(Excerpt from a dataset)

start

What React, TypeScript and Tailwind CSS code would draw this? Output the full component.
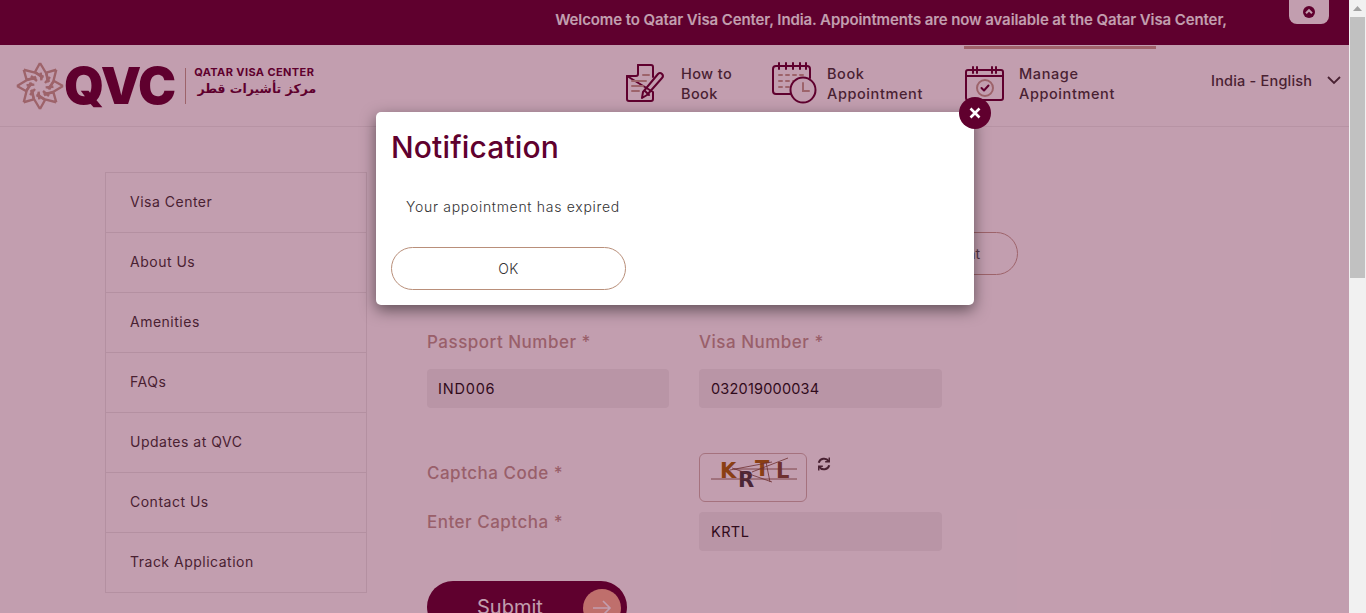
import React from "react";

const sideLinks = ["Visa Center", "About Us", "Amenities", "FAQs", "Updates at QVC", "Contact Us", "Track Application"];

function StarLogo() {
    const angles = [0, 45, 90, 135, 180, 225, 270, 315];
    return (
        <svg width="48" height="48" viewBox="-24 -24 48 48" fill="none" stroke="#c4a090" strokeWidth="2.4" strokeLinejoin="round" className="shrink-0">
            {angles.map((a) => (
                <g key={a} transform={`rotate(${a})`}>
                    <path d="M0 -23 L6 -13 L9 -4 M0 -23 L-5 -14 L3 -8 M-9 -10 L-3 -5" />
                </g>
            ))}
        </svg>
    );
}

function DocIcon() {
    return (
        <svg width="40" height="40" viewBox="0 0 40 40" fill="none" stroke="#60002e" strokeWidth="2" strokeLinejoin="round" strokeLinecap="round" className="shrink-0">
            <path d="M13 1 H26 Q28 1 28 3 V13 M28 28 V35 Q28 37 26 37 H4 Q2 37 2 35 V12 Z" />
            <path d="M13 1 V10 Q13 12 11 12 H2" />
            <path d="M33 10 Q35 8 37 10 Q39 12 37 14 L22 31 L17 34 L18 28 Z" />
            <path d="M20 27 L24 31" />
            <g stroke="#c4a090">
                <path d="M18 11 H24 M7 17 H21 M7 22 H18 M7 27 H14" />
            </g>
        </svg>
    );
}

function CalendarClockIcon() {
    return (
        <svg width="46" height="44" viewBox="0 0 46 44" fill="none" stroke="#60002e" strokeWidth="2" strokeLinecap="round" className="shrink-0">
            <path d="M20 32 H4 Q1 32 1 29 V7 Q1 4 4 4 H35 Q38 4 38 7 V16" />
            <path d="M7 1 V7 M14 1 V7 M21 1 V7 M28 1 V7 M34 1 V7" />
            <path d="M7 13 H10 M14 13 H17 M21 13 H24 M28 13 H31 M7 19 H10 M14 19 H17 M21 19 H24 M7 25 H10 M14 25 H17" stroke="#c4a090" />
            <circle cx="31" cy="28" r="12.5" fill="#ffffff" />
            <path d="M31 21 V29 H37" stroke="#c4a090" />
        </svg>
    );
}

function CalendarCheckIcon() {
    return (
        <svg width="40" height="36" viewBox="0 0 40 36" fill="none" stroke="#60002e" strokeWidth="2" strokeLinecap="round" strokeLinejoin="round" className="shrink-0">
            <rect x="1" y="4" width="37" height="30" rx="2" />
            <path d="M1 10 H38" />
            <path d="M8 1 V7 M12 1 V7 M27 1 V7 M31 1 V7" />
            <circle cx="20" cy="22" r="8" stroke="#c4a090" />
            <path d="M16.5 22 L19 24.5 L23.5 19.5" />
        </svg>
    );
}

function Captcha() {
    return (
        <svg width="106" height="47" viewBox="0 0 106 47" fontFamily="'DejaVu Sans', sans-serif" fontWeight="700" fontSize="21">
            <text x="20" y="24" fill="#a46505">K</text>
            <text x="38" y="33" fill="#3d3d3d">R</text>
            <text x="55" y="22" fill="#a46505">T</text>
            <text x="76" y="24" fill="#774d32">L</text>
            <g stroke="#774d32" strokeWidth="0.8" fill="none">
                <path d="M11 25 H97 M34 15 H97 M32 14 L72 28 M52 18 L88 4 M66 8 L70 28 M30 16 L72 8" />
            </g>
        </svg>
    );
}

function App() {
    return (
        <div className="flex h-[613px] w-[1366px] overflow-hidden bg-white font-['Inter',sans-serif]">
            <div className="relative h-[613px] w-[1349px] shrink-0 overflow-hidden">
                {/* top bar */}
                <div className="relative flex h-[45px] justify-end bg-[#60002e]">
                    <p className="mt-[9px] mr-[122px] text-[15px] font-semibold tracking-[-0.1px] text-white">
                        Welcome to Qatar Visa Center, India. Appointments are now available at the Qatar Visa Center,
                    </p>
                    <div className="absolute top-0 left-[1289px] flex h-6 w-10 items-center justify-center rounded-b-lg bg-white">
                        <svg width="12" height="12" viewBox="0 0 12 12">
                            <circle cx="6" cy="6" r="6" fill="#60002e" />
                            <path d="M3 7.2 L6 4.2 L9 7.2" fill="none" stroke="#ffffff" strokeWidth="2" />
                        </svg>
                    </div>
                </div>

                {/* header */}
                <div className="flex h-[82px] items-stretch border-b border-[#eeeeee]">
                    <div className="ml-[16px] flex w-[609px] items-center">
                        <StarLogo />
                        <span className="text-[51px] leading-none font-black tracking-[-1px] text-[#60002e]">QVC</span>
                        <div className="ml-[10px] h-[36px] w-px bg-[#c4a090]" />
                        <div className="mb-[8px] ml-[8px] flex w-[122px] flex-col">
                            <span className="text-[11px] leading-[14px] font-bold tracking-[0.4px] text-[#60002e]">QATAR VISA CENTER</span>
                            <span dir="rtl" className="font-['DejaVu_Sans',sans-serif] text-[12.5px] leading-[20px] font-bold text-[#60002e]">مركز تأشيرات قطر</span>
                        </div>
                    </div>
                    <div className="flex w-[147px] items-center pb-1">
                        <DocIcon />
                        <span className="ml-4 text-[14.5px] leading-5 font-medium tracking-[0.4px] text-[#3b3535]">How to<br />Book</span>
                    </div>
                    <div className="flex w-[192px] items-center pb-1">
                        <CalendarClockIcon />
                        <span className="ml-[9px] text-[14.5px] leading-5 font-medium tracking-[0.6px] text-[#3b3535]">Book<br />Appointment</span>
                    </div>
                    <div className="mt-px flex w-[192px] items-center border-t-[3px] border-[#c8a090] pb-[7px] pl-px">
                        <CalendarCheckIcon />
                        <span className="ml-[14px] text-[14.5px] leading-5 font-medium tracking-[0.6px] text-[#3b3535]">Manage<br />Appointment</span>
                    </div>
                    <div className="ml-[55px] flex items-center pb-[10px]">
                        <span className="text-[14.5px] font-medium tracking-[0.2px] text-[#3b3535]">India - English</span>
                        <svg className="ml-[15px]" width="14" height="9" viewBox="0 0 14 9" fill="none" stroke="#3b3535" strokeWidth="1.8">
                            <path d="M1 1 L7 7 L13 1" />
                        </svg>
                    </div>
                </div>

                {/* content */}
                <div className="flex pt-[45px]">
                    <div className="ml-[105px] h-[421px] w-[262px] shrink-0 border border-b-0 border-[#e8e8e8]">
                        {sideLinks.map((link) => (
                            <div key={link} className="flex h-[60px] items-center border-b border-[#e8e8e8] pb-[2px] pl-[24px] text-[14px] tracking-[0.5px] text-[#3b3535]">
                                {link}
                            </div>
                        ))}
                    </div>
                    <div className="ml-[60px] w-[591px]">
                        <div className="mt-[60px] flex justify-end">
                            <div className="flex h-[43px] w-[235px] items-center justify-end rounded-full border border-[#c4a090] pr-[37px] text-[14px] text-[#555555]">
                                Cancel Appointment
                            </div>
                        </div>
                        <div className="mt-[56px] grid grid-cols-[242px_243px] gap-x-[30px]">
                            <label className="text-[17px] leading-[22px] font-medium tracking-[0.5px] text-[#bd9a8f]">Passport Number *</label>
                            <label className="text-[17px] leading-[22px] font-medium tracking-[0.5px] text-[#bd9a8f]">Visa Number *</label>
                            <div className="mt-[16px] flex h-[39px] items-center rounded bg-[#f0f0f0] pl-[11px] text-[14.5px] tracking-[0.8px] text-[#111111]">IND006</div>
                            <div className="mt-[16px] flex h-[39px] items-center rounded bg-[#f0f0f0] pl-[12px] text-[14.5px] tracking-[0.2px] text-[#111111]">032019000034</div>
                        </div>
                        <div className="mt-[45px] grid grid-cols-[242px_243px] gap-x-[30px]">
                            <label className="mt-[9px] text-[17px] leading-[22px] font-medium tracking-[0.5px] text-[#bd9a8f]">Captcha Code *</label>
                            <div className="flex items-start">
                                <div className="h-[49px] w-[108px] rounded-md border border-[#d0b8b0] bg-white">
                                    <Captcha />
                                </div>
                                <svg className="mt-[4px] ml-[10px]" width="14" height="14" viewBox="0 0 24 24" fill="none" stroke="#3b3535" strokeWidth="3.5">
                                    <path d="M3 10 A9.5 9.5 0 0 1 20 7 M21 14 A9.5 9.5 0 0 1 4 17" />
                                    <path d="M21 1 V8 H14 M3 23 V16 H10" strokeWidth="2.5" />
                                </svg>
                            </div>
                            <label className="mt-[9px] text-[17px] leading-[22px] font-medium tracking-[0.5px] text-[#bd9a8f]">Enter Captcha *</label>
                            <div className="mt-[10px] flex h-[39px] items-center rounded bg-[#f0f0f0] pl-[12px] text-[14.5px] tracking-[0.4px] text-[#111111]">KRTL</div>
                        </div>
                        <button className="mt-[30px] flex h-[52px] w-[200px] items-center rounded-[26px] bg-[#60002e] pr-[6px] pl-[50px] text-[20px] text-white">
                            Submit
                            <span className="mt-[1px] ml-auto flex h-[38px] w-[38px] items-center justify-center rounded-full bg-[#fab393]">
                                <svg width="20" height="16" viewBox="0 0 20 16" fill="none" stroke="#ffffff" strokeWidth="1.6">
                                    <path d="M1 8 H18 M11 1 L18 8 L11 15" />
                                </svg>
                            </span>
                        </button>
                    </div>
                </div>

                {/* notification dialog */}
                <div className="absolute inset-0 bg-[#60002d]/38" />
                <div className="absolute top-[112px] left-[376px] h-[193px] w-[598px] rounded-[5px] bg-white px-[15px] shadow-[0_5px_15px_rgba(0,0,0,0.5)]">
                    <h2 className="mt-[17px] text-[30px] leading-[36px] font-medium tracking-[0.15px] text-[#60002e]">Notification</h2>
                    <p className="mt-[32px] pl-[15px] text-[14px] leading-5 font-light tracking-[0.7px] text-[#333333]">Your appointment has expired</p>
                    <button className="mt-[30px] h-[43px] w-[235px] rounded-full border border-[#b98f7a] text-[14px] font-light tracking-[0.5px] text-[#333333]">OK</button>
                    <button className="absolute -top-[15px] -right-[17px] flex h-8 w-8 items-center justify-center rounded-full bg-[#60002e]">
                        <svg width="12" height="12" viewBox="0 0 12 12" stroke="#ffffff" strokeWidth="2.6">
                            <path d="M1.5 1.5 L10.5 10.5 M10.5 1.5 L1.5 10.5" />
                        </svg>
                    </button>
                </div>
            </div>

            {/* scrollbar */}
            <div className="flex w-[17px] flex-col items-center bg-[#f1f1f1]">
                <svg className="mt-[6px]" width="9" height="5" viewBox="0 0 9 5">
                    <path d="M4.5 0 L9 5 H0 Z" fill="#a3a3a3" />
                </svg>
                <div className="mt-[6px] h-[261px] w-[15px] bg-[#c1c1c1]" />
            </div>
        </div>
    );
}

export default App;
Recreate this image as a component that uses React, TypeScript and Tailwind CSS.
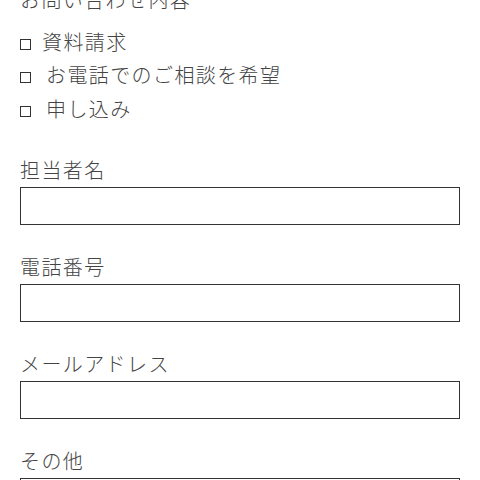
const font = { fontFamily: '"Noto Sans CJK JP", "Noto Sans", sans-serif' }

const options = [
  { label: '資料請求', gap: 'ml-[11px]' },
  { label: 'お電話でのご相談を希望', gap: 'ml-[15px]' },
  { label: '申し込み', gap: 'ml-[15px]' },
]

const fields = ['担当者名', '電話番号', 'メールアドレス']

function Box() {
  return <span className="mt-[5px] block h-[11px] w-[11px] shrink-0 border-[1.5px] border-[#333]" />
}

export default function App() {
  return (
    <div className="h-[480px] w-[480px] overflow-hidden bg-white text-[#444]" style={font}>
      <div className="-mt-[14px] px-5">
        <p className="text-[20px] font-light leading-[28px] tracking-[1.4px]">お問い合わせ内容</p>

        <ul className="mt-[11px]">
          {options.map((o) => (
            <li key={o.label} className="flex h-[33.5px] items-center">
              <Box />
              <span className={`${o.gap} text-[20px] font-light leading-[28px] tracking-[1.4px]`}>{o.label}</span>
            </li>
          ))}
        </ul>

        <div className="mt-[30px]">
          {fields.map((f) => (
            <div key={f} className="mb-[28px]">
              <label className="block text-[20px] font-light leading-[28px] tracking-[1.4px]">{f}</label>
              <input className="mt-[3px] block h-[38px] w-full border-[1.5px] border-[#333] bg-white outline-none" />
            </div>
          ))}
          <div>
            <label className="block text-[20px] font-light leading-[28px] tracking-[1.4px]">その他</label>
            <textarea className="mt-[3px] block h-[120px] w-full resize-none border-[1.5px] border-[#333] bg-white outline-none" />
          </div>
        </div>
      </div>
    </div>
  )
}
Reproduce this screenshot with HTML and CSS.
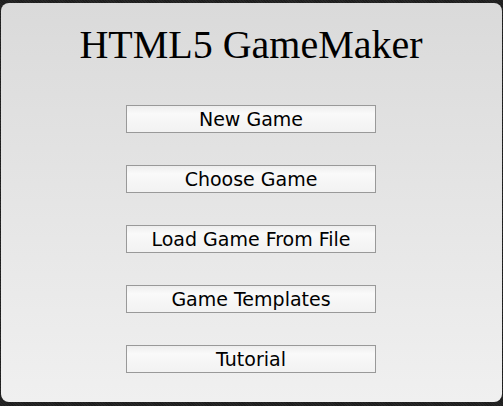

end

Written instruction: Using the records above, find and show each line with the string "TypeScript".

Correct response:
What React, TypeScript and Tailwind CSS code would draw this? Output the full component.
Recreate this image as a component that uses React, TypeScript and Tailwind CSS.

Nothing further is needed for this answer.